- Born: Curtis Hamilton Pordenone, Italy or West Paducah, Kentucky, U.S.
- Education: Western Kentucky University
- Occupations: Footballer, actor
- Years active: 2008-09, 2011–present
- Known for: Role of Dr. Dre in Surviving Compton: Dre, Suge, and Michel'le

= Curtis Hamilton (American football) =

Actor

Curtis Hamilton (born November 15, 1985) is an American actor and former professional football player who was a wide receiver in the National Football League (NFL). He played college football for Western Kentucky from 2004 through 2007 before playing professionally for the New Orleans Saints and Chicago Bears.

==Early life==
Hamilton was born to parents Curtis, an entrepreneur, and Linette, a teacher.

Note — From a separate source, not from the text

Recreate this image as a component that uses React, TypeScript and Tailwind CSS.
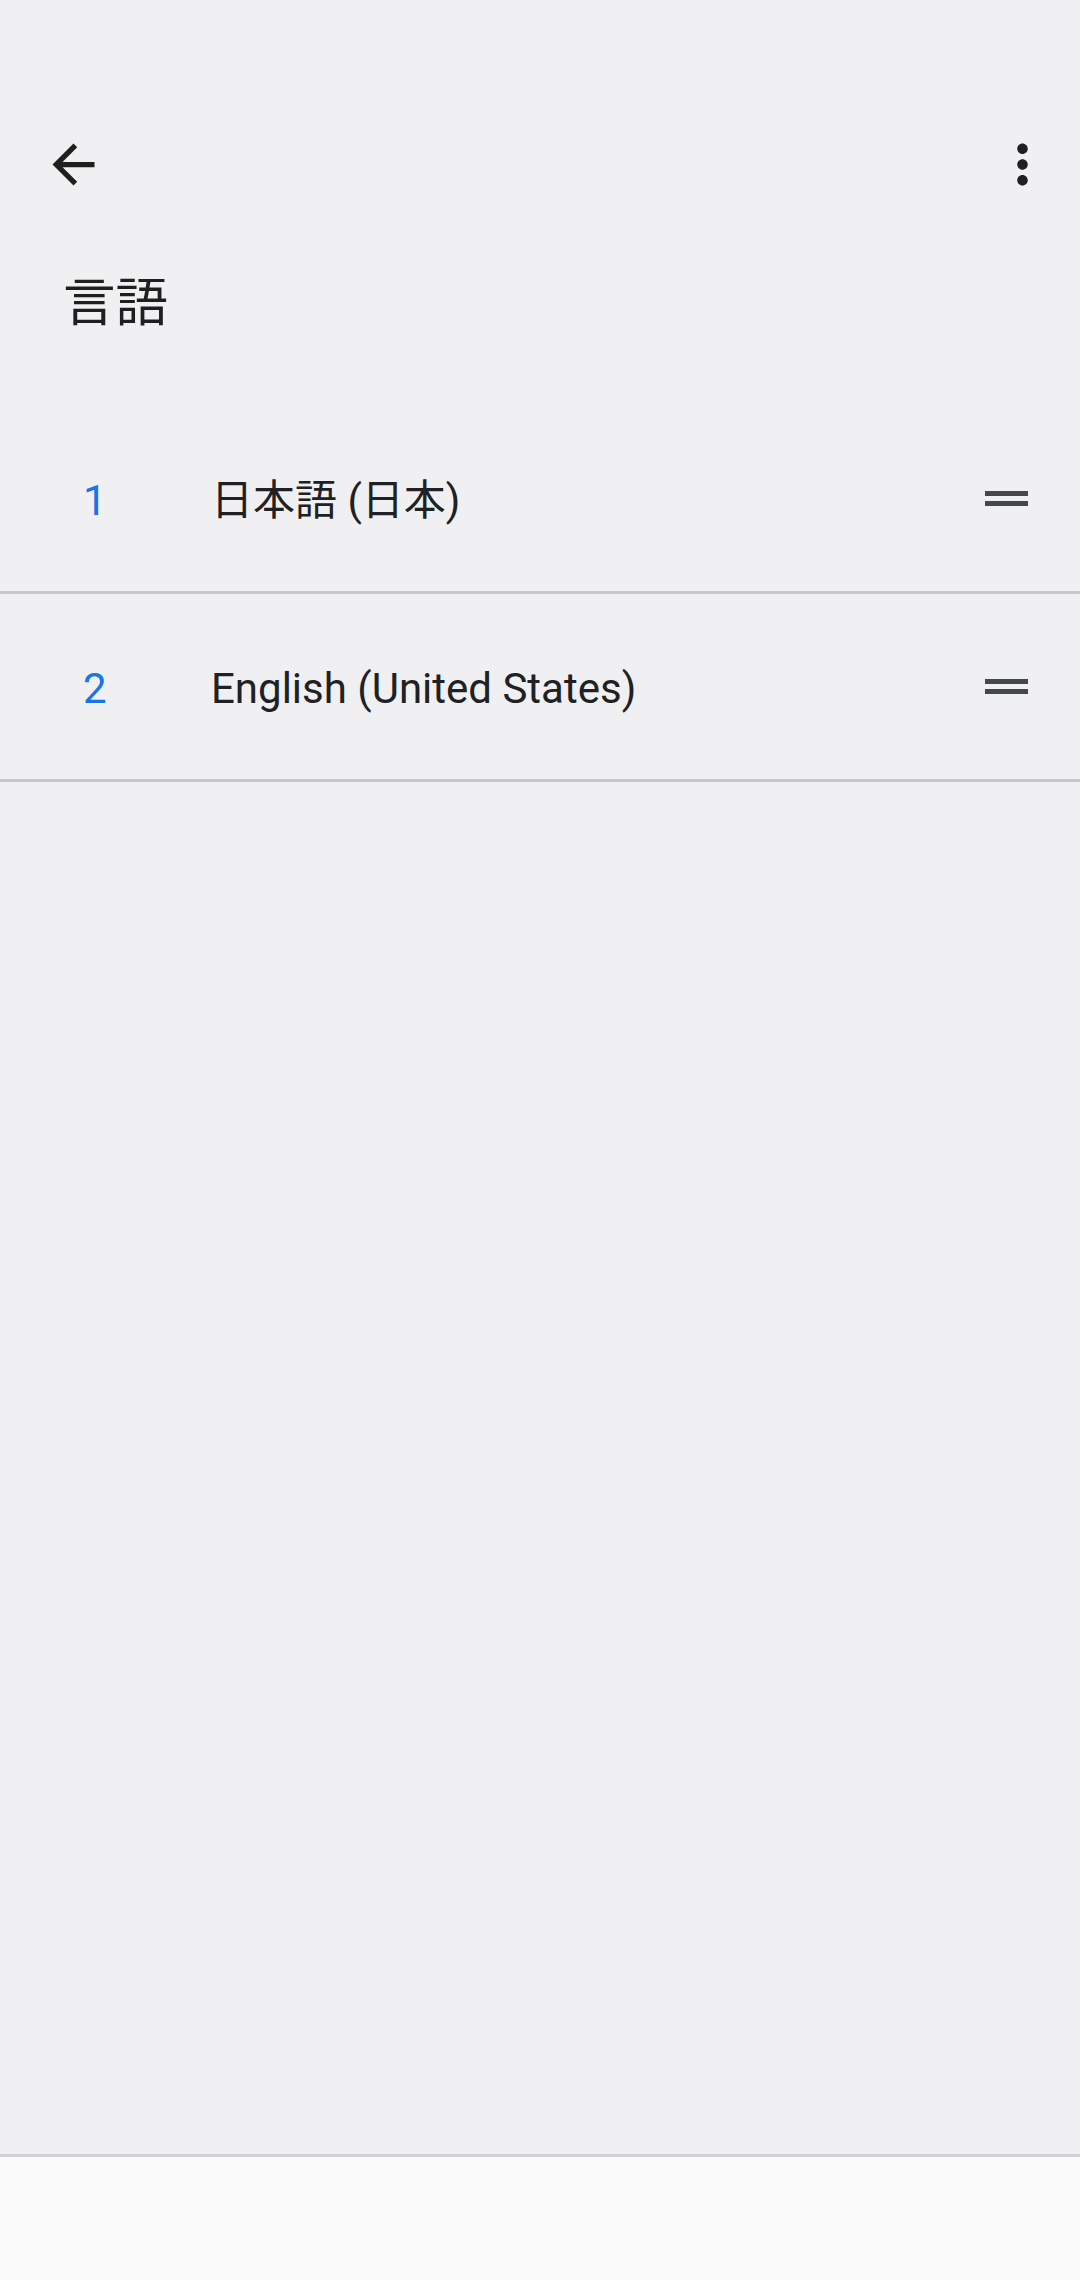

He went to Paducah Tilghman High School. He graduated from Western Kentucky University.

==Career==
===Football career===
Hamilton was a wide receiver for the New Orleans Saints of the National Football League. On 27 April 2008, he was signed as a free agent by the Chicago Bears. Previously, he played for Western Kentucky from 2004 through 2007.

===Acting career===
In 2012, he moved to Hollywood and appeared in 30 national TV commercials and print campaigns. In 2016, he played the lead role of American rapper Dr. Dre in the original film, Surviving Compton: Dre, Suge, and Michel'le. The film was released in on 15 October 2016. The movie is considered a response from Michel'le's side of her relationship that was not included in the movie released in 2015, Straight Outta Compton. Dr. Dre had an abusive relationship with Michel'le, that the original movie does not depict. Before appearing in this film, Hamilton had minor parts in shows Rizzoli & Isles. In 2015, he wrote, directed and produced the short film The Missed Call.